Accused JPMorgan Hack Mastermind Pleads Not Guilty in U.S.
Patricia Hurtado
June 10, 2016 — 4:16 AM SGT Updated on June 10, 2016 — 4:55 AM SGT
An Israeli who the U.S. said orchestrated the biggest-ever theft of customer data from U.S. financial institutions, including JPMorgan Chase & Co, pleaded not guilty to wire fraud and money laundering charges after being extradited to New York.
Gery Shalon, the self-described founder of a sprawling cybercriminal enterprise that had hundreds of employees, according to the U.S., and Ziv Orenstein, his alleged top lieutenant, were both ordered held without bail by a magistrate judge.
The men are tied to previously reported hacks of JPMorgan, E*Trade Financial Corp., Scottrade Financial Services Inc. and Dow Jones & Co., a unit of News Corp.
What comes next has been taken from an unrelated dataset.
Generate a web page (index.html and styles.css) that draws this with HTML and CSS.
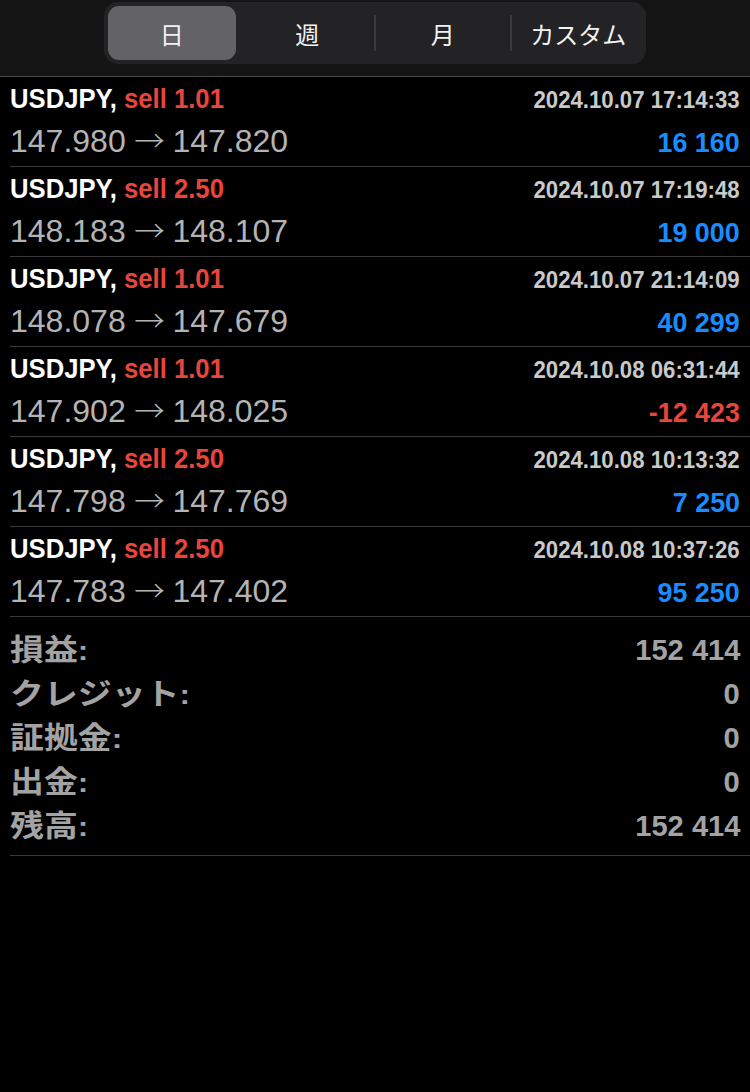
FILE: index.html
```html
<!DOCTYPE html>
<html lang="ja">
<head>
<meta charset="utf-8">
<link rel="stylesheet" href="styles.css">
</head>
<body>
<header class="topbar">
  <div class="seg">
    <div class="seg-item"><span class="pill">日</span></div>
    <div class="seg-item">週</div>
    <div class="seg-item sep">月</div>
    <div class="seg-item sep">カスタム</div>
  </div>
</header>
<main class="list">
  <div class="row">
    <div class="line1"><span class="sym">USDJPY, <span class="sell">sell 1.01</span></span><span class="time">2024.10.07 17:14:33</span></div>
    <div class="line2"><span class="price">147.980 <span class="arrow">→</span> 147.820</span><span class="pl pos">16 160</span></div>
  </div>
  <div class="row">
    <div class="line1"><span class="sym">USDJPY, <span class="sell">sell 2.50</span></span><span class="time">2024.10.07 17:19:48</span></div>
    <div class="line2"><span class="price">148.183 <span class="arrow">→</span> 148.107</span><span class="pl pos">19 000</span></div>
  </div>
  <div class="row">
    <div class="line1"><span class="sym">USDJPY, <span class="sell">sell 1.01</span></span><span class="time">2024.10.07 21:14:09</span></div>
    <div class="line2"><span class="price">148.078 <span class="arrow">→</span> 147.679</span><span class="pl pos">40 299</span></div>
  </div>
  <div class="row">
    <div class="line1"><span class="sym">USDJPY, <span class="sell">sell 1.01</span></span><span class="time">2024.10.08 06:31:44</span></div>
    <div class="line2"><span class="price">147.902 <span class="arrow">→</span> 148.025</span><span class="pl neg">-12 423</span></div>
  </div>
  <div class="row">
    <div class="line1"><span class="sym">USDJPY, <span class="sell">sell 2.50</span></span><span class="time">2024.10.08 10:13:32</span></div>
    <div class="line2"><span class="price">147.798 <span class="arrow">→</span> 147.769</span><span class="pl pos">7 250</span></div>
  </div>
  <div class="row">
    <div class="line1"><span class="sym">USDJPY, <span class="sell">sell 2.50</span></span><span class="time">2024.10.08 10:37:26</span></div>
    <div class="line2"><span class="price">147.783 <span class="arrow">→</span> 147.402</span><span class="pl pos">95 250</span></div>
  </div>
  <div class="summary">
    <div class="srow"><span class="slabel">損益<span class="colon">:</span></span><span class="sval">152 414</span></div>
    <div class="srow"><span class="slabel">クレジット<span class="colon">:</span></span><span class="sval">0</span></div>
    <div class="srow"><span class="slabel">証拠金<span class="colon">:</span></span><span class="sval">0</span></div>
    <div class="srow"><span class="slabel">出金<span class="colon">:</span></span><span class="sval">0</span></div>
    <div class="srow"><span class="slabel">残高<span class="colon">:</span></span><span class="sval">152 414</span></div>
  </div>
</main>
</body>
</html>
```
FILE: styles.css
```css
html, body {
  margin: 0;
  padding: 0;
  background: #000;
  height: 100%;
}
body {
  font-family: "Liberation Sans", "Noto Sans CJK JP", sans-serif;
  color: #fff;
}
.topbar {
  background: #141414;
  height: 77px;
  border-bottom: 1px solid #4a4a4a;
  box-sizing: border-box;
  display: flex;
  justify-content: center;
  padding-top: 2px;
}
.seg {
  width: 542px;
  height: 62px;
  background: #232326;
  border-radius: 14px;
  display: flex;
}
.seg-item {
  flex: 1 1 0;
  position: relative;
  display: flex;
  align-items: center;
  justify-content: center;
  font-family: "Noto Sans CJK JP", sans-serif;
  font-size: 24px;
  color: #f2f2f2;
}
.seg-item.sep::before {
  content: "";
  position: absolute;
  left: -1px;
  top: 13px;
  width: 2px;
  height: 36px;
  background: #3a3a3d;
}
.pill {
  flex: 1;
  align-self: stretch;
  margin: 4px;
  background: #636366;
  border-radius: 11px;
  display: flex;
  align-items: center;
  justify-content: center;
}
.row {
  margin-left: 10px;
  height: 89px;
  border-bottom: 1px solid #3a3a3a;
  display: flex;
  flex-direction: column;
  padding-right: 10px;
}
.line1, .line2 {
  display: flex;
  justify-content: space-between;
  align-items: baseline;
}
.line1 {
  height: 43px;
  line-height: 43px;
}
.line2 {
  height: 46px;
  line-height: 38px;
}
.sym {
  display: inline-block;
  font-weight: bold;
  font-size: 28.5px;
  color: #fff;
  transform: scaleX(0.9);
  transform-origin: left center;
  white-space: pre;
}
.sell {
  color: #e8453c;
}
.time {
  display: inline-block;
  font-weight: bold;
  font-size: 23px;
  color: #c9c9c9;
  transform: scaleX(0.965);
  transform-origin: right center;
}
.price {
  font-size: 32px;
  color: #b4b4b4;
}
.arrow {
  font-family: "Noto Sans CJK JP", sans-serif;
  font-weight: 300;
  font-size: 29px;
  display: inline-block;
  transform: scaleX(1.05);
}
.pl {
  display: inline-block;
  font-weight: bold;
  font-size: 28px;
  transform: scaleX(0.96);
  transform-origin: right center;
}
.pos { color: #1a8cff; }
.neg { color: #e8453c; }
.summary {
  margin-left: 10px;
  padding: 8px 10px 10px 0;
  border-bottom: 1px solid #3a3a3a;
}
.srow {
  display: flex;
  justify-content: space-between;
  align-items: baseline;
  height: 44px;
  line-height: 44px;
  font-weight: bold;
  color: #a3a3a3;
}
.slabel {
  display: inline-block;
  font-family: "Noto Sans CJK JP", sans-serif;
  font-size: 30px;
  transform: scaleX(1.13);
  transform-origin: left center;
}
.colon {
  font-family: "Liberation Sans", sans-serif;
  font-size: 28px;
}
.sval {
  display: inline-block;
  font-size: 30px;
  transform: scaleX(0.97);
  transform-origin: right center;
}
```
Working with a hacker group that operated in more than a dozen countries, they allegedly made hundreds of millions of dollars from pump-and-dump stock scams, illegal Internet casinos and a payment-processing service for criminals.
They used data from financial institutions to trick account-holders into buying stock they had bought earlier and dumped when prices rose, the U.S. said.
The proceeds from the illegal operations were shuffled through Cyprus, Azerbaijan and Switzerland, prosecutors said.
The case is U.S. v. Shalon, 15-cr-00333, U.S. District Court, Southern District of New York (Manhattan).